DRM is backed by the state (via the DMCA), and grounded in another underlying legal construct, copyright. The state supports the notion that there are rights to be defended, even though achieving that defense is sometimes difficult and, so far, anyway, is largely left in the hands of the copyright owner. On the other hand, that does offer up the interesting notion that filesharing lawsuits are the equivalent of keying a parked car <G>
Here’s the real point — the folding chair really draws its effectiveness from the cultural norms that have built up around it. An experienced Cambridge driver knows not to mess with a parking space that has a folding chair in it, even though she/he has never experienced the consequences that I describe above. Speaking personally, I can’t name a single person who has actually had this problem, but every Cambridge resident collectively knows that it would happen — even though a folding chair is, practically speaking, a completely ineffective limit on the use of a parking space.
But the folding chair works: not because of what it does, but because of what its presence means.
To me, the same is true for DRM. It’s not necessarily supposed to work.

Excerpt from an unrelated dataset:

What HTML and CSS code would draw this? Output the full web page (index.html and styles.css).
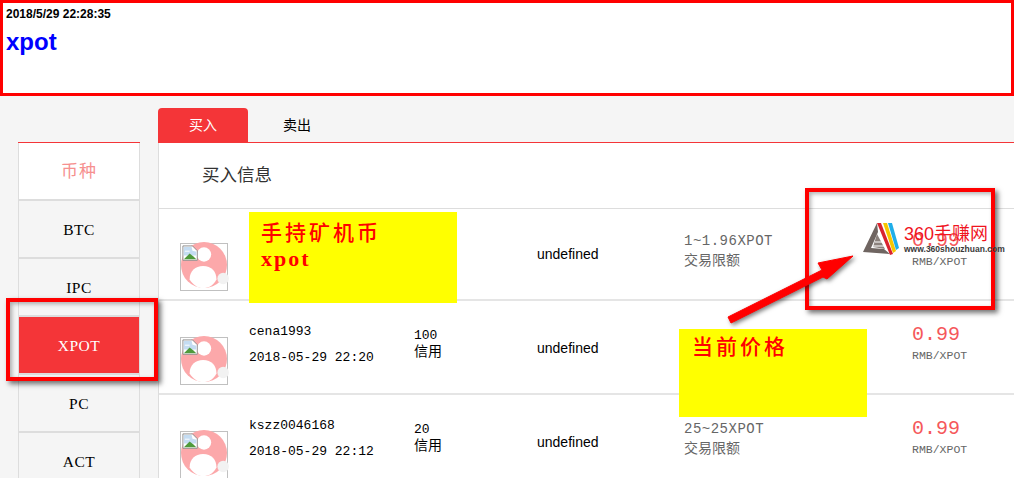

But it is supposed to tell us that, if we mess with it, we’re doing something wrong, and something bad might happen. The more that DRM gets used, and accepted, as an appropriate thing to include in products, the more inured we become to the notion that the thing it protects is property to be owned. And, by accepting it, we’ll become less able to frame, much less pose, the question of whether the thing it’s defending even should be owned — and if so, by whom?
I like this metaphor — it probably has a lot of other uses that I haven’t thought through yet. For example, we can expand it to think about copyright terms. We all agree that you probably should be able to keep your parking space for a little while — after all, you did supply a public good by shoveling out a parking space (even though you did so to be able to drive your car). On the other hand, we probably also agree that there should be a time limit on that ownership. It’s unlikely that there is a consensus about exactly how long that time limit should be but, for example, I’m sure we all would agree that it should end when the snow has melted, and probably a lot sooner than that.
That’s all I’ve got for now, but I’m sticking with this metaphor for the moment, if only because it appeals to the latent Dadaist in me — DRM is a folding chair.